The Ohio River Valley Conference is an Indiana High School Athletic Association-sanctioned conference located in Jefferson, Ohio, Ripley, and Switzerland counties. Formed in 1952, the conference has been fairly stable throughout its history, as five of the current seven members (or their precursors) are original members.[1]
History
The ORVC traces its history to two conferences, the Southeastern Indiana and Laughery Valley. When the league began, two of its members came from the SEIC (Osgood, Versailles), a third (Rising Sun) had been in the SEIC before helping found the LVC, and a fourth (Milan) was a SEIC member until being removed from the conference in 1942, remaining independent since that point. The first shakeup in conference membership came in the conference's second year, as North closed, and two more LVC schools (Dillsboro, Moores Hill) joined with one SEIC school (Vevay). Hanover and Osgood consolidated with other local schools to become Southwestern and Jac-Cen-Del in 1960, with both staying in the league. Milan, a school that had dominated 1950s basketball and had football, moved to the Eastern Indiana Athletic Conference in 1962. They were replaced by two schools: Shawe Memorial in 1962, and Sunman in 1964. Versailles became South Ripley in 1966, with Vevay changing to Switzerland County in 1969.

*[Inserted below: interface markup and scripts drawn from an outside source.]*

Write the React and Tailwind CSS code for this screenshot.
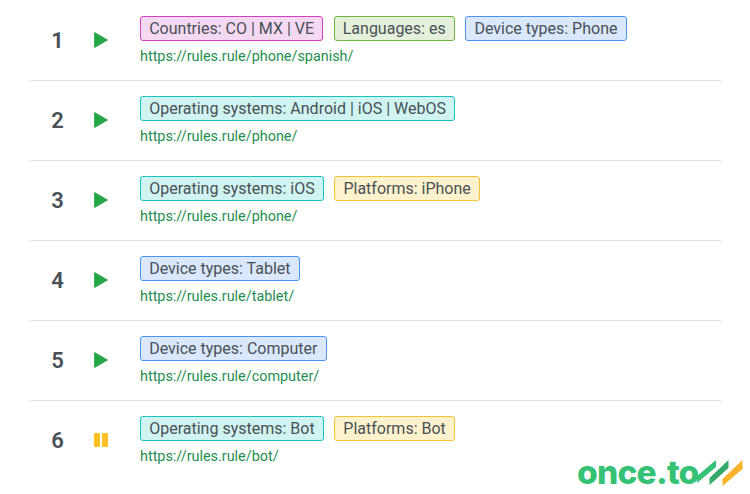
const tagStyles = {
  pink: "bg-[#f5d9f2] border-[#d63fc0]",
  green: "bg-[#e5f0db] border-[#6fb43f]",
  blue: "bg-[#d9e8fd] border-[#4b94f7]",
  teal: "bg-[#d0f4f1] border-[#17c5c0]",
  yellow: "bg-[#fff3cd] border-[#f5c335]",
};

const rows = [
  { n: 1, tags: [["Countries: CO | MX | VE", "pink"], ["Languages: es", "green"], ["Device types: Phone", "blue"]], url: "https://rules.rule/phone/spanish/" },
  { n: 2, tags: [["Operating systems: Android | iOS | WebOS", "teal"]], url: "https://rules.rule/phone/" },
  { n: 3, tags: [["Operating systems: iOS", "teal"], ["Platforms: iPhone", "yellow"]], url: "https://rules.rule/phone/" },
  { n: 4, tags: [["Device types: Tablet", "blue"]], url: "https://rules.rule/tablet/" },
  { n: 5, tags: [["Device types: Computer", "blue"]], url: "https://rules.rule/computer/" },
  { n: 6, paused: true, tags: [["Operating systems: Bot", "teal"], ["Platforms: Bot", "yellow"]], url: "https://rules.rule/bot/" },
];

function Play() {
  return (
    <svg width="14" height="16" viewBox="0 0 14 16" aria-hidden="true">
      <path d="M0.4 0.4 L13.6 8 L0.4 15.6 Z" fill="#28a745" stroke="#28a745" strokeWidth="0.8" strokeLinejoin="round" />
    </svg>
  );
}

function Pause() {
  return (
    <svg width="14" height="14" viewBox="0 0 14 14" aria-hidden="true">
      <rect x="0" y="0" width="6" height="14" rx="1.2" fill="#ffc023" />
      <rect x="8" y="0" width="6" height="14" rx="1.2" fill="#ffc023" />
    </svg>
  );
}

function Row({ row, last }) {
  return (
    <div className={`flex h-[80px] items-center border-b ${last ? "border-transparent" : "border-[#dee2e6]"}`}>
      <div className="mr-[9px] w-[55px] text-center text-[22px] leading-[24px] font-semibold text-[#495057]">{row.n}</div>
      <div className="flex w-[46px] items-center pb-px">{row.paused ? <Pause /> : <Play />}</div>
      <div className="flex flex-col gap-[5px] pt-[2px]">
        <div className="flex gap-[10.3px]">
          {row.tags.map(([label, color]) => (
            <span key={label} className={`h-[25px] rounded-[3px] border px-[8.2px] text-[16px] leading-[23px] text-[#495057] ${tagStyles[color]}`}>
              {label}
            </span>
          ))}
        </div>
        <a className="text-[14.4px] leading-[21px] text-[#1e8e4f]">{row.url}</a>
      </div>
    </div>
  );
}

export default function App() {
  return (
    <div className="relative h-[494px] w-[750px] overflow-hidden bg-white pt-px font-['Roboto',sans-serif]">
      <div className="ml-[30px] w-[691px]">
        {rows.map((row, i) => (
          <Row key={row.n} row={row} last={i === rows.length - 1} />
        ))}
      </div>
      <div className="absolute top-[455px] left-[577px]">
        <span className="font-['Inter',sans-serif] text-[33.5px] leading-[34px] font-extrabold tracking-[-0.8px] text-[#35c274]">once.to</span>
      </div>
      <svg width="46" height="27" viewBox="0 0 46 27" className="absolute top-[460px] left-[697px]" aria-hidden="true">
        <path d="M0 16 L19 0 L19 7 L0 23 Z" fill="#35c274" />
        <path d="M12.5 18 L31.5 0 L31.5 8 L12.5 25 Z" fill="#35a96a" />
        <path d="M25.5 19 L45.5 0 L45.5 9 L25.5 26 Z" fill="#fdb32b" />
      </svg>
    </div>
  );
}
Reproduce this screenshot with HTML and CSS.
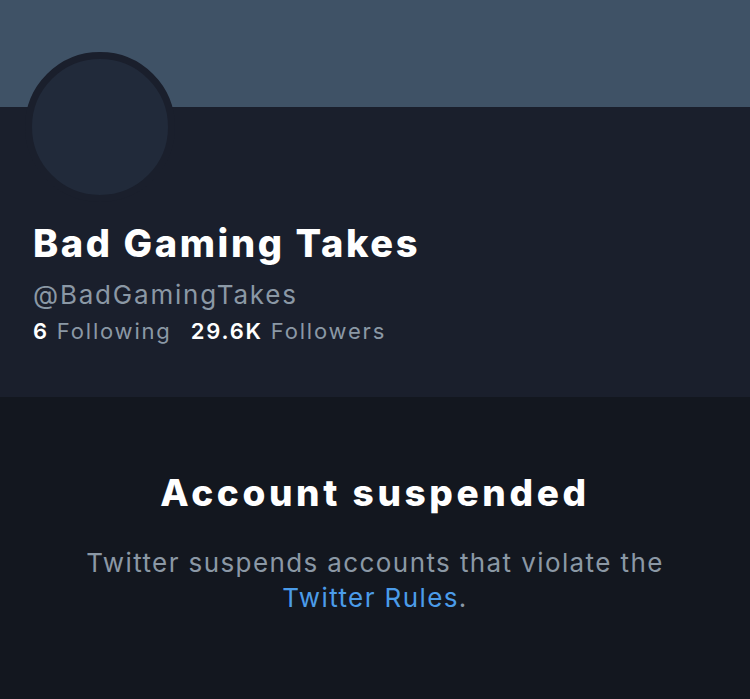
FILE: index.html
```html
<!DOCTYPE html>
<html lang="en">
<head>
<meta charset="utf-8">
<title>Bad Gaming Takes</title>
<link rel="stylesheet" href="styles.css">
</head>
<body>
<div class="page">
  <div class="banner"></div>
  <section class="profile">
    <div class="avatar"></div>
    <h1 class="name">Bad Gaming Takes</h1>
    <div class="handle">@BadGamingTakes</div>
    <div class="stats">
      <span class="stat"><b>6</b> Following</span>
      <span class="stat"><b>29.6K</b> Followers</span>
    </div>
  </section>
  <section class="suspended">
    <h2 class="title">Account suspended</h2>
    <p class="desc">Twitter suspends accounts that violate the <a class="link" href="#">Twitter Rules</a>.</p>
  </section>
</div>
</body>
</html>
```
FILE: styles.css
```css
html, body {
  margin: 0;
  padding: 0;
  background: #13171f;
}
.page {
  width: 750px;
  height: 699px;
  display: flex;
  flex-direction: column;
  font-family: Inter, "Noto Sans", sans-serif;
  overflow: hidden;
}
.banner {
  height: 107px;
  background: #3f5266;
  flex: none;
}
.profile {
  height: 290px;
  flex: none;
  background: #1a1f2c;
  padding-left: 33px;
  box-sizing: border-box;
  display: flex;
  flex-direction: column;
  align-items: flex-start;
}
.avatar {
  width: 150px;
  height: 150px;
  box-sizing: border-box;
  border-radius: 50%;
  border: 7px solid #1a1f2c;
  background: #212a3a;
  margin-top: -55px;
  margin-left: -8px;
}
.name {
  margin: 19px 0 0;
  font-size: 38px;
  line-height: 44px;
  font-weight: 800;
  color: #ffffff;
  letter-spacing: 2.6px;
}
.handle {
  margin-top: 13px;
  font-size: 26px;
  line-height: 34px;
  color: #8b98a5;
  letter-spacing: 1.8px;
}
.stats {
  margin-top: 4px;
  display: flex;
  gap: 19px;
  font-size: 22px;
  line-height: 30px;
  color: #8b98a5;
  letter-spacing: 1.8px;
}
.stat b {
  color: #ffffff;
  font-weight: 600;
}
.suspended {
  flex: 1;
  background: #13171f;
  text-align: center;
  padding-top: 74px;
}
.title {
  margin: 0;
  font-size: 37px;
  line-height: 44px;
  font-weight: 800;
  color: #ffffff;
  letter-spacing: 3.6px;
}
.desc {
  margin: 30px auto 0;
  width: 640px;
  font-size: 26px;
  line-height: 35px;
  color: #8b98a5;
  letter-spacing: 1.4px;
}
.link {
  color: #4b9ce9;
  text-decoration: none;
}
```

The 1970s were a different story, as the three member schools would not survive to the end of the decade. Sunman was consolidated with North Dearborn in 1973, forming East Central. Dillsboro and Moores Hill would follow suit in 1978, combining with Aurora to form South Dearborn. Both of those schools had pre-consolidation ties to the Eastern Indiana Athletic Conference, and would retain their places in that conference. Left as a six-school conference, the ORVC welcomed founding member Milan back in 1985, as the former basketball power was struggling to keep up with larger rivals in the post-consolidation era. The conference has been stable since, a two-year hiatus by Southwestern in the mid-1990s notwithstanding. That stability looks to continue into the future. Lawrenceburg was denied entry in the 1990s, and there is only one other school in the area (Oldenburg Academy) who is of a similar size.